The terminations, the lawsuit said, will impose “extraordinary and irreparable harm” on TPS holders if the decisions aren’t reversed.
“I work in a hospital, caring for cardiac patients. I’ve been doing it the ‘right way’ the whole time,” Jhony Silva, a Honduran TPS holder and a plaintiff in the case, said in a release from the ACLU of Southern California, one of the legal groups representing the plaintiffs. “Now, I am facing losing my job, the ability to care for my family, and the only home I’ve ever known.”
Department of Homeland Security spokesperson Tricia McLaughlin said the lawsuit “ignores the President’s constitutionally vested powers.”
“TPS was never intended to be a de facto asylum program, yet that’s how previous administrations have used it for decades,” McLaughlin said in a statement. “The Trump administration is restoring integrity to our immigration system to keep our homeland and its people safe. We have the law, the facts, and common sense on our side.”
The lawsuit alleges that Noem, Trump and other officials made “numerous” statements against non-white, non-European TPS holders based on their perceived race, ethnicity and national origin. In many cases, the suit said, officials disparaged TPS holders as “criminals.”
Under Noem’s tenure, DHS has criticized the program for being responsible for, the suit says, allowing “half a million poorly vetted migrants into this country — from MS-13 gang members to known terrorists and murderers” — referring to a DHS social media post from May after the Supreme Court allowed Trump to revoke TPS from nationals of four countries. However, the suit points out, TPS is available only to those who are already in the U.S. And anyone with more than one misdemeanor conviction does not qualify for the status.

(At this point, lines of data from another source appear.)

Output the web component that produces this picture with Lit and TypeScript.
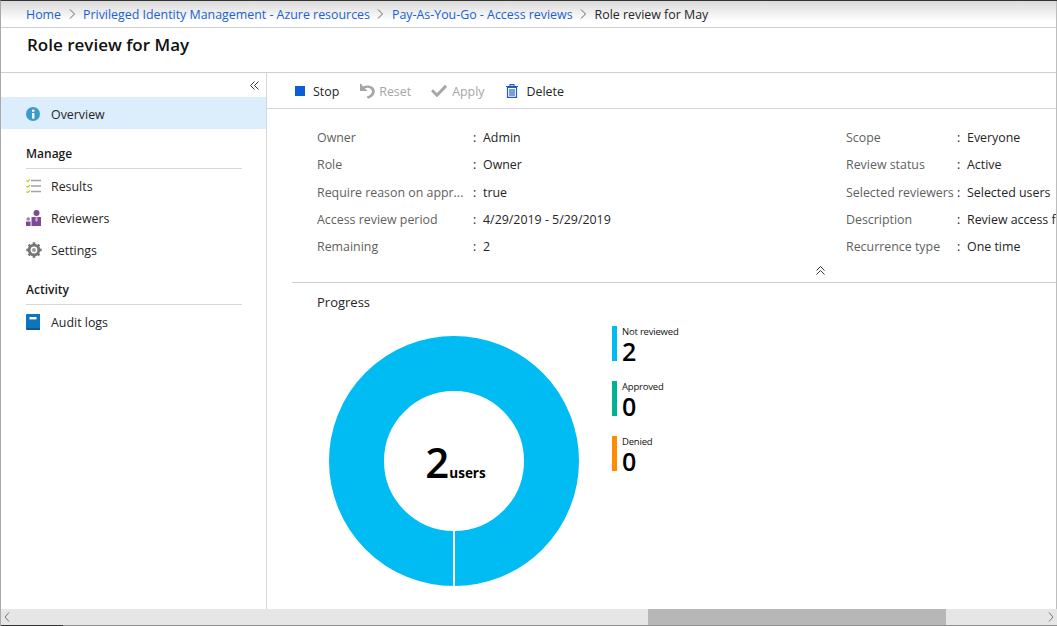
import { LitElement, html, css, svg } from 'lit';
import { customElement } from 'lit/decorators.js';

const chevron = html`<svg class="crumb-sep" width="7" height="10" viewBox="0 0 7 10"><path d="M1 .5 5.500 5 1 9.500" fill="none" stroke="#666" stroke-width="1"/></svg>`;

const icons = {
  info: html`<svg width="14" height="14" viewBox="0 0 14 14"><circle cx="7" cy="7" r="7" fill="#3c9bcb"/><rect x="6" y="6" width="2.400" height="5.600" fill="#fff"/><rect x="6" y="2.600" width="2.400" height="2.200" fill="#fff"/></svg>`,
  results: html`<svg width="15" height="14" viewBox="0 0 15 14">
    <path d="M.5 1.500l1.200 1.200L4 .3M.5 7l1.200 1.200L4 5.800M.5 12.500l1.200 1.200L4 11.300" fill="none" stroke="#b4cf2a" stroke-width="1.100"/>
    <path d="M5 1.500h10M5 7h10M5 12.500h10" stroke="#a3a3a3" stroke-width="1.500"/></svg>`,
  reviewers: html`<svg width="15" height="16" viewBox="0 0 15 16">
    <circle cx="10.500" cy="3" r="3" fill="#804998"/><path d="M5.500 7h9.500v9H5.500z" fill="#804998"/>
    <circle cx="2.200" cy="9" r="1.800" fill="#a67ab8"/><path d="M0 11.500h4.600V16H0z" fill="#804998"/>
    <path d="M9.700 7h1.600l.4 3.500-1.200 1.500-1.200-1.500z" fill="#c9aed6"/></svg>`,
  gear: html`<svg width="16" height="16" viewBox="0 0 16 16"><circle cx="8" cy="8" r="4.800" fill="none" stroke="#767676" stroke-width="3"/>
    <path d="M8 .3v15.400M.3 8h15.400M2.600 2.600l10.800 10.800M13.400 2.600 2.600 13.400" stroke="#767676" stroke-width="2.600"/><circle cx="8" cy="8" r="3.400" fill="#fff"/><circle cx="8" cy="8" r="2" fill="#9a9a9a"/></svg>`,
  book: html`<svg width="14" height="16" viewBox="0 0 14 16"><path d="M0 1a1 1 0 0 1 1-1h13v14H1v2a1 1 0 0 1-1-1z" fill="#0f74bd"/><path d="M0 14.500 1 14h13v2H1z" fill="#0a5a96"/><rect x="3.500" y="3" width="7" height="2.400" fill="#fff"/></svg>`,
  stop: html`<svg width="10" height="10" viewBox="0 0 10 10"><rect width="10" height="10" fill="#0b5ed7"/></svg>`,
  reset: html`<svg width="16" height="16" viewBox="0 0 16 16"><path d="M1 .5V8h7.500L5.800 5.300C8.500 3.800 13 5 13 8.500c0 2.300-2 4-5.500 5.300L9 15.800c4.500-1.500 6.800-4 6.800-7.300 0-5-5.800-7.500-11.800-5L2.500 1.200z" fill="#a6a6a6"/></svg>`,
  apply: html`<svg width="16" height="13" viewBox="0 0 16 13"><path d="M1 6.200l5 5L15 1.800" fill="none" stroke="#a6a6a6" stroke-width="3"/></svg>`,
  trash: html`<svg width="12" height="14" viewBox="0 0 12 14"><path d="M0 2.500h12M4 2V.7h4V2" fill="none" stroke="#1d5fbf" stroke-width="1.200"/><path d="M1.500 3.500h9v9.900h-9z" fill="none" stroke="#1d5fbf" stroke-width="1.200"/><path d="M4 5v7M6 5v7M8 5v7" stroke="#1d5fbf" stroke-width="1.200"/></svg>`,
};

const detailsLeft = [
  ['Owner', 'Admin'],
  ['Role', 'Owner'],
  ['Require reason on appr...', 'true'],
  ['Access review period', '4/29/2019 - 5/29/2019'],
  ['Remaining', '2'],
];
const detailsRight = [
  ['Scope', 'Everyone'],
  ['Review status', 'Active'],
  ['Selected reviewers', 'Selected users'],
  ['Description', 'Review access for'],
  ['Recurrence type', 'One time'],
];
const legend = [
  ['Not reviewed', '2', '#00bcf2'],
  ['Approved', '0', '#00b294'],
  ['Denied', '0', '#ff8c00'],
];

@customElement('app-root')
export class AppRoot extends LitElement {
  static styles = css`
    :host {
      display: flex;
      flex-direction: column;
      width: 1057px;
      height: 626px;
      overflow: hidden;
      background: #fff;
      font-family: 'Open Sans', 'Noto Sans', sans-serif;
      font-size: 12.4px;
      color: #252525;
      border-left: 1px solid #a9a9a9;
      border-top: 1px solid #333;
      box-sizing: border-box;
      position: relative;
    }
    a { color: #1a5fd6; text-decoration: none; }
    .crumbs {
      display: flex;
      align-items: center;
      height: 26px;
      padding-left: 25px;
      gap: 7px;
      white-space: nowrap;
      border-bottom: 1px solid #cfcfcf;
      background: linear-gradient(#dadada, #fff 20px);
      flex: none;
    }
    .crumb-sep { margin: 0 .5px; }
    .title {
      height: 45px;
      flex: none;
      padding: 5px 0 0 26px;
      box-sizing: border-box;
      font-size: 17px;
      font-weight: 600;
      color: #111;
      border-bottom: 1px solid #cfcfcf;
    }
    .body { flex: 1; display: flex; min-height: 0; }
    .side {
      width: 266px;
      flex: none;
      box-sizing: border-box;
      border-right: 1px solid #d6d6d6;
    }
    .collapse {
      height: 24px;
      display: flex;
      justify-content: flex-end;
      align-items: center;
      padding-right: 7px;
    }
    .item {
      display: flex;
      align-items: center;
      height: 32px;
      padding-left: 25px;
    }
    .item.active { background: #dcedfb; box-sizing: border-box; padding-top: 2px; }
    .item .ic { width: 25px; display: flex; align-items: center; flex: none; }
    .group {
      margin: 9px 24px 0 25px;
      height: 31px;
      box-sizing: border-box;
      padding-top: 7px;
      font-weight: 600;
      font-size: 12px;
      color: #1a1a1a;
      border-bottom: 1px solid #d9d9d9;
    }
    .group.second { margin-top: 8px; }
    .group + .item { margin-top: 1px; }
    .main { flex: 1; min-width: 0; display: flex; flex-direction: column; overflow: hidden; }
    .toolbar {
      display: flex;
      align-items: center;
      height: 36px;
      flex: none;
      padding: 1px 0 0 28px;
      box-sizing: border-box;
      border-bottom: 1px solid #d6d6d6;
    }
    .cmd { display: flex; align-items: center; gap: 8px; margin-right: 20px; white-space: nowrap; }
    .cmd.off { color: #a6a6a6; gap: 4px; }
    .cmd.apply { gap: 5px; }
    .cmd.delete { margin-left: 2px; }
    .cmd svg { margin-top: -1px; }
    .details {
      display: flex;
      justify-content: space-between;
      height: 174px;
      flex: none;
      margin-left: 25px;
      padding: 20px 0 0 25px;
      box-sizing: border-box;
      border-bottom: 1px solid #cfcfcf;
      position: relative;
    }
    .col { display: grid; grid-auto-rows: 27.3px; align-content: start; }
    .col.left { grid-template-columns: 156px 10px 200px; }
    .col.right { grid-template-columns: 111px 10px 90px; }
    .col .k { color: #5f5f5f; white-space: nowrap; overflow: hidden; }
    .col .v { white-space: nowrap; }
    .col.right .v { overflow: hidden; }
    .more { position: absolute; left: 524px; top: 157px; line-height: 0; }
    .progress { padding: 10px 0 0 50px; flex: 1; }
    .progress h2 { margin: 0; font-size: 13px; font-weight: 400; color: #252525; line-height: 18px; }
    .chart { display: flex; align-items: flex-start; margin-top: 25px; margin-left: 12px; }
    .donut { position: relative; width: 250px; height: 250px; flex: none; line-height: 0; }
    .center {
      position: absolute;
      left: 3px;
      right: 0;
      top: 104px;
      display: flex;
      justify-content: center;
      align-items: baseline;
      line-height: 44px;
      color: #000;
    }
    .center b { font-size: 42px; font-weight: 600; }
    .center span { font-size: 13.500px; font-weight: 700; }
    .legend { display: flex; flex-direction: column; gap: 19px; margin: -10px 0 0 33px; }
    .entry { display: flex; gap: 5px; height: 36px; }
    .bar { width: 5px; height: 35px; }
    .entry .lbl { font-size: 9.500px; line-height: 12px; height: 13px; color: #111; letter-spacing: -.2px; white-space: nowrap; }
    .entry .num { font-size: 25px; line-height: 24px; color: #000; font-weight: 600; }
    .scrollbar {
      height: 17px;
      flex: none;
      background: #e6e6e6;
      position: relative;
    }
    .thumb { position: absolute; left: 647px; width: 298px; top: 0; bottom: 0; background: #b7b7b7; }
    .arrow { position: absolute; top: 3px; line-height: 0; }
    .edge-right { position: absolute; right: 0; top: 0; bottom: 17px; width: 1px; background: #bdbdbd; }
    .edge-left { position: absolute; left: -1px; top: -1px; height: 178px; width: 1px; background: #333; }
    .edge-bottom { position: absolute; left: -1px; right: 0; bottom: 0; height: 1px; background: #8f8f8f; }
    .edge-bottom-dark { position: absolute; left: -1px; bottom: 0; width: 63px; height: 1px; background: #333; }
  `;

  render() {
    return html`
      <nav class="crumbs">
        <a>Home</a>${chevron}
        <a>Privileged Identity Management - Azure resources</a>${chevron}
        <a>Pay-As-You-Go - Access reviews</a>${chevron}
        <span>Role review for May</span>
      </nav>
      <div class="title">Role review for May</div>
      <div class="body">
        <aside class="side">
          <div class="collapse">
            <svg width="9" height="9" viewBox="0 0 9 9"><path d="M4.500.5.500 4.500l4 4M8.500.5l-4 4 4 4" fill="none" stroke="#333" stroke-width="1"/></svg>
          </div>
          <div class="item active"><span class="ic">${icons.info}</span>Overview</div>
          <div class="group">Manage</div>
          <div class="item"><span class="ic">${icons.results}</span>Results</div>
          <div class="item"><span class="ic">${icons.reviewers}</span>Reviewers</div>
          <div class="item"><span class="ic">${icons.gear}</span>Settings</div>
          <div class="group second">Activity</div>
          <div class="item"><span class="ic">${icons.book}</span>Audit logs</div>
        </aside>
        <main class="main">
          <div class="toolbar">
            <div class="cmd">${icons.stop}Stop</div>
            <div class="cmd off">${icons.reset}Reset</div>
            <div class="cmd off apply">${icons.apply}Apply</div>
            <div class="cmd delete">${icons.trash}Delete</div>
          </div>
          <section class="details">
            ${this.renderCol(detailsLeft, 'left')}
            ${this.renderCol(detailsRight, 'right')}
            <svg class="more" width="9" height="9" viewBox="0 0 9 9"><path d="M.5 4.500l4-4 4 4M.5 8.500l4-4 4 4" fill="none" stroke="#333" stroke-width="1"/></svg>
          </section>
          <section class="progress">
            <h2>Progress</h2>
            <div class="chart">
              <div class="donut">
                <svg width="250" height="250" viewBox="0 0 250 250">
                  ${svg`<circle cx="125" cy="125" r="97.500" fill="none" stroke="#00bcf2" stroke-width="55"/>
                  <rect x="124" y="195" width="2" height="55" fill="#fff"/>`}
                </svg>
                <div class="center"><b>2</b><span>users</span></div>
              </div>
              <div class="legend">
                ${legend.map(([label, n, color]) => html`
                  <div class="entry">
                    <div class="bar" style="background:${color}"></div>
                    <div><div class="lbl">${label}</div><div class="num">${n}</div></div>
                  </div>`)}
              </div>
            </div>
          </section>
        </main>
      </div>
      <div class="scrollbar">
        <svg class="arrow" style="left:3px" width="6" height="10" viewBox="0 0 6 10"><path d="M5 .5 1 5l4 4.500" fill="none" stroke="#777"/></svg>
        <div class="thumb"></div>
        <svg class="arrow" style="right:3px" width="6" height="10" viewBox="0 0 6 10"><path d="M1 .5 5 5 1 9.500" fill="none" stroke="#777"/></svg>
      </div>
      <div class="edge-right"></div>
      <div class="edge-left"></div>
      <div class="edge-bottom"></div>
      <div class="edge-bottom-dark"></div>
    `;
  }

  private renderCol(rows: string[][], side: string) {
    return html`<div class="col ${side}">
      ${rows.map(([k, v]) => html`<div class="k">${k}</div><div>:</div><div class="v">${v}</div>`)}
    </div>`;
  }
}
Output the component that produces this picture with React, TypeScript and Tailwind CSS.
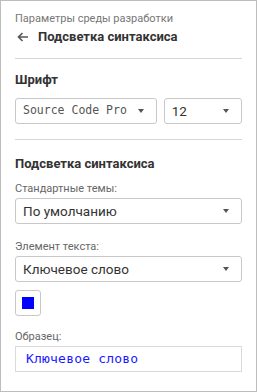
import React from 'react'

const Caret = () => (
  <svg width="6" height="4" viewBox="0 0 6 4" className="shrink-0">
    <path d="M0 0h6L3 4z" fill="#555" />
  </svg>
)

const Select = ({ value, mono = false, className = '' }: { value: string; mono?: boolean; className?: string }) => (
  <div
    className={`h-[26px] flex items-center justify-between pl-[7px] pr-[12px] border border-[#c8c8c8] rounded-[3px] bg-white ${className}`}
  >
    <span
      className={
        mono
          ? "text-[11.5px] text-[#555] font-['DejaVu_Sans_Mono',monospace]"
          : 'text-[13.5px] text-[#333]'
      }
    >
      {value}
    </span>
    <Caret />
  </div>
)

const Label = ({ children }: { children: React.ReactNode }) => (
  <div className="text-[11px] text-[#666] leading-none mb-[4px]">{children}</div>
)

export default function App() {
  return (
    <div className="w-[257px] h-[392px] bg-white border border-[#bdbdbd] font-['Roboto',sans-serif] px-[14px] flex flex-col">
      {/* header */}
      <div className="pt-[12px] text-[11px] text-[#777] leading-none">Параметры среды разработки</div>
      <div className="flex items-center gap-[9px] mt-[3px] h-[20px]">
        <svg width="12" height="10" viewBox="0 0 12 10" className="ml-[2px]">
          <path d="M11 5H1.5M5.5 1L1.5 5l4 4" stroke="#555" strokeWidth="1.6" fill="none" />
        </svg>
        <span className="text-[13px] font-bold text-[#333]">Подсветка синтаксиса</span>
      </div>
      <div className="border-t border-[#d6d6d6] mt-[11px]" />

      {/* font */}
      <div className="text-[13px] font-bold text-[#333] mt-[14px] leading-none">Шрифт</div>
      <div className="flex gap-[7px] mt-[12px]">
        <Select value="Source Code Pro" mono className="w-[143px]" />
        <Select value="12" className="w-[79px]" />
      </div>
      <div className="border-t border-[#d6d6d6] mt-[15px]" />

      {/* syntax highlighting */}
      <div className="text-[13px] font-bold text-[#333] mt-[17px] leading-none">Подсветка синтаксиса</div>
      <div className="mt-[13px]">
        <Label>Стандартные темы:</Label>
        <Select value="По умолчанию" />
      </div>
      <div className="mt-[17px]">
        <Label>Элемент текста:</Label>
        <Select value="Ключевое слово" />
      </div>
      <div className="mt-[8px] w-[26px] h-[26px] border border-[#c8c8c8] rounded-[3px] flex items-center justify-center">
        <div className="w-[12px] h-[12px] bg-[#0000ff]" />
      </div>
      <div className="mt-[15px]">
        <Label>Образец:</Label>
        <div className="h-[26px] border border-[#dadada] flex items-center pl-[10px]">
          <span className="text-[13px] text-[#1a1aff] font-['DejaVu_Sans_Mono',monospace] tracking-[0.2px]">Ключевое слово</span>
        </div>
      </div>
    </div>
  )
}
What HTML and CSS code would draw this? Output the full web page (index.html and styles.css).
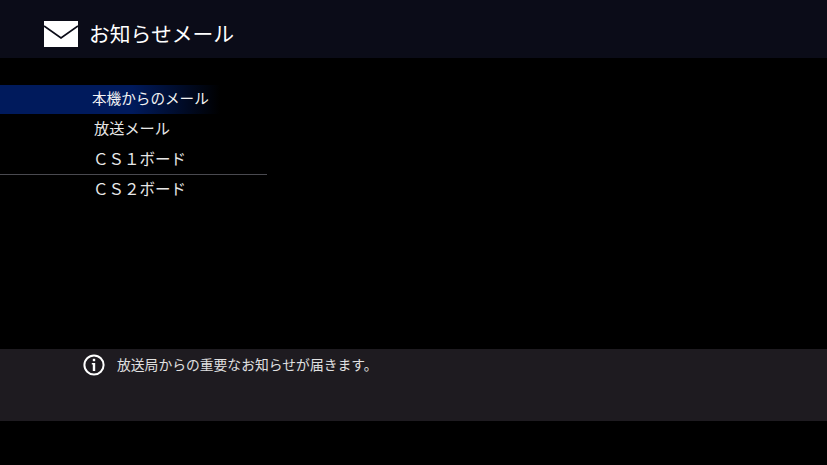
FILE: index.html
```html
<!DOCTYPE html>
<html lang="ja">
<head>
  <meta charset="UTF-8">
  <title>お知らせメール</title>
  <link rel="stylesheet" href="styles.css">
</head>
<body>

<header class="title-bar">
  <svg class="mail-icon" width="34" height="26" viewBox="0 0 34 26">
    <rect width="34" height="26" fill="#fff"/>
    <path d="M0 5 L17 17 L34 5" fill="none" stroke="#0b0c18" stroke-width="1.8"/>
  </svg>
  <h1 class="title">お知らせメール</h1>
</header>

<!-- Mail list -->
<ul class="menu">
  <li class="menu-item selected">本機からのメール</li>
  <li class="menu-item broadcast">放送メール</li>
  <li class="menu-item divided">ＣＳ１ボード</li>
  <li class="menu-item">ＣＳ２ボード</li>
</ul>

<!-- Help bar -->
<div class="help-bar">
  <svg class="info-icon" width="22" height="22" viewBox="0 0 22 22">
    <circle cx="11" cy="11" r="9.6" fill="none" stroke="#fff" stroke-width="2"/>
    <rect x="9.8" y="4.8" width="2.4" height="2.4" fill="#fff"/>
    <path d="M8.8 9 H12.2 V17 H9.8 V10.4 H8.8 Z" fill="#fff"/>
  </svg>
  <p class="help-text">放送局からの重要なお知らせが届きます。</p>
</div>

</body>
</html>
```

FILE: styles.css
```css
* {
  margin: 0;
  padding: 0;
  box-sizing: border-box;
  font-family: "Noto Sans CJK JP", "Liberation Sans", sans-serif;
}

html, body {
  height: 100%;
  overflow: hidden;
}

body {
  background: #000;
  color: #fff;
  display: flex;
  flex-direction: column;
}

.title-bar {
  height: 58px;
  background: #0b0c18;
  display: flex;
  align-items: center;
  padding: 10px 0 0 44px;
  flex-shrink: 0;
}

.mail-icon {
  margin-right: 11px;
}

.title {
  font-size: 20.8px;
  font-weight: 400;
  line-height: 26px;
  padding-bottom: 2px;
}

.menu {
  list-style: none;
  margin-top: 27px;
  width: 267px;
  flex-grow: 1;
}

.menu-item {
  height: 30px;
  padding-left: 93px;
  font-size: 15.5px;
  line-height: 28px;
  color: #e8e8e8;
}

.menu-item.selected {
  width: 220px;
  height: 29px;
  padding-left: 92px;
  font-size: 14.6px;
  line-height: 25px;
  color: #f4f4f4;
  background: linear-gradient(to right, #001a5c 0%, #001a5c 60%, #000 100%);
}

.menu-item.broadcast {
  padding-left: 94px;
  font-size: 15.2px;
  line-height: 26px;
}

.menu-item.divided {
  height: 31px;
  margin-bottom: -1px;
  border-bottom: 1px solid #4a4a50;
}

.help-bar {
  height: 72px;
  margin-bottom: 44px;
  background: #1e1b20;
  display: flex;
  align-items: flex-start;
  padding: 5px 0 0 83px;
  flex-shrink: 0;
}

.info-icon {
  margin-right: 12px;
}

.help-text {
  font-size: 13.8px;
  line-height: 20px;
  color: #e0e0e0;
}
```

The suit also claims that the Trump administration’s decision was based on predetermined political decisions and that DHS failed to give TPS holders a sufficient transition period. According to DHS announcements, TPS holders are being given 60 days before they will be stripped of their legal status and work authorizations. This means those from Nepal will have their status until Aug. 5. The lawsuit alleges that DHS violated the Administrative Procedure Act by abandoning the longstanding practice of providing a transition period of at least six months when terminating TPS designations in place for more than three years, as they were in the cases of all three countries.
“This administration is forcing TPS holders — and their U.S. citizen children — to make an impossible choice,” said Ahilan Arulanantham, co-director of the UCLA Center for Immigration Law & Policy (CILP), another group representing the plaintiffs. “They cannot safely go back to their country of nationality, leaving their families and communities, and yet they will be stripped of the right to live and work in the U.S.”
While DHS has determined that the countries are environmentally safe to return to, critics say that the terminations could upend lives and put TPS holders in danger. The State Department has designated Nicaragua as a country Americans should reconsider traveling to, citing crime, the arbitrary enforcement of laws, the risk of wrongful detention and the limited availability of health care. Honduras has received the same designation, and the State Department recommends increased caution when traveling in Nepal because of the potential for political violence.
The lawsuit follows several others that have tried to block the Trump administration’s attempts to end TPS. The National TPS Alliance, in addition to seven Venezuelan nationals, sued the administration in February after the government rescinded protections for hundreds of thousands of Venezuelans living in the U.S.